On vient de célébrer avec emphase les héros pacifiques des Jeux olympiques. Et si les relations entre nations, l’horizon probable du XXIe siècle, n’étaient pas la joute et le spectacle sportifs, mais la guerre ?
Certes, il est difficile d’en prévoir les formes, mais on sent bien que le monde est au travail pour accoucher d’un nouveau rapport de forces. Les organisations internationales (ONU, OMC, etc.) sont impuissantes. La crise financière, la récession, les déficits provoquent des conséquences - faillites, misère, chômage, etc. - équivalentes à celles que produirait un conflit.
Cette guerre monétaire et économique n’est pas une probabilité, mais un fait.
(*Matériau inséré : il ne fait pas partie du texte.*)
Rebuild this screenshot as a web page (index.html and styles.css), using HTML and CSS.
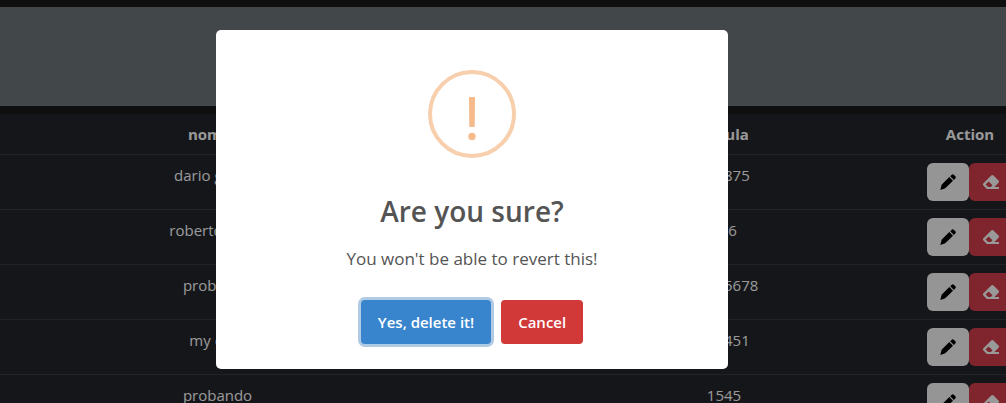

Les industries sont détruites ici, relocalisées là. Les nouvelles générations, qui représentent plus de 60 % de la population, sont sans emploi, sans avenir. Pour survivre, une partie d’entre elles cherche à rejoindre les nations européennes.
Mais l’Europe est touchée par la crise. Les tensions sociales créent un climat d’insécurité. Des émeutes incendient épisodiquement les banlieues où s’entassent les nouveaux arrivants. La violence est, dans ces quartiers, à fleur de peau. La délinquance est en hausse, l’usage des armes à feu, y compris contre les forces de l’ordre, est fréquent. On se regroupe par communautés qui contrôlent leurs territoires. La population d’origine exige une politique sécuritaire. On stigmatise telle ou telle religion.
Ce n’est pas la guerre civile, mais son terreau. Et qui peut dire ce que sera la situation dans deux décennies ? Et d’autant plus que les nouveaux moyens de communication permettent de suivre, heure par heure, les guerres réelles qui se déroulent en Afrique, par exemple. L’immigré reste lié à son pays. L’intégration dans son lieu de vie devient difficile, sinon impossible à moyen terme.
C’est le Moyen-Orient qui est l’épicentre de cette situation mondiale. Tout y est réuni pour qu’un conflit - toujours latent - déborde le cadre régional.
Des puissances nucléaires sont en contact : Israël, Pakistan, peut-être bientôt l’Iran. Les frontières sont contestées, l’eau disputée, les antagonismes religieux séculaires. Le pétrole est un enjeu majeur, puisque là sont les grandes réserves. Les grandes puissances mondiales - à l’exemple de ce qui se déroule en Syrie - sont conduites à prendre position.
Cette situation renvoie aux guerres balkaniques (1912-1913) qui mobilisaient les peuples et les grandes puissances (Russie, Autriche-Hongrie, Empire ottoman). Là s’est levé le rideau de la Première Guerre mondiale (Sarajevo, 28 juin 1914).
Et il y a, bien sûr, l’ombre menaçante d’un affrontement majeur entre la Chine et les Etats-Unis. Mais c’est souvent par un rouage secondaire que s’enclenche un engrenage (la Serbie, en 1914, qui suscite la guerre mondiale). Il faut sans doute éviter le déterminisme. La raison, les solutions de compromis peuvent apaiser provisoirement les tensions. Et la surprise est la loi fondamentale des processus historiques.
Mais l’emboîtement des crises (bancaire, économique, sociale), des conflits religieux, les déséquilibres que provoquent toujours les mouvements de population appellent à la vigilance, c’est-à-dire à prendre comme une hypothèse raisonnée le risque de guerre.
On peut aussi hausser les épaules, considérer cette perspective comme l’expression d’un pessimisme et d’un fatalisme anachroniques. C’est ce que pensaient les lecteurs de l’écrivain Francis de Pressensé - ami de Jaurès -, qui écrivait en avril 1911 : « Le climat du pays est caractérisé par une universelle lassitude, un universel dégoût, la République n’est plus qu’un conglomérat de clientèles… Il me paraît évident que nous glissons les yeux fermés sur une pente au bout de laquelle s’ouvre, béant, l’abîme d’une grande guerre… »
Sur l’autre bord de l’échiquier politique, le député monarchiste Albert de Mun publiait dans L’Écho de Paris, en décembre 1913, un article peu commenté : « L’Europe entière incertaine et troublée s’apprête pour une guerre inévitable dont la cause immédiate lui demeure ignorée, mais qui s’avance vers elle, avec l’implacable sûreté du destin… »
Remplaçons le mot « Europe » par « monde »… Ou bien persuadons-nous que les hommes peuvent aussi, d’un bond, franchir l’obstacle qui se dresse devant eux. Et rêvons en regardant le superbe envol de Lavillenie, notre médaille d’or olympique du saut à la perche.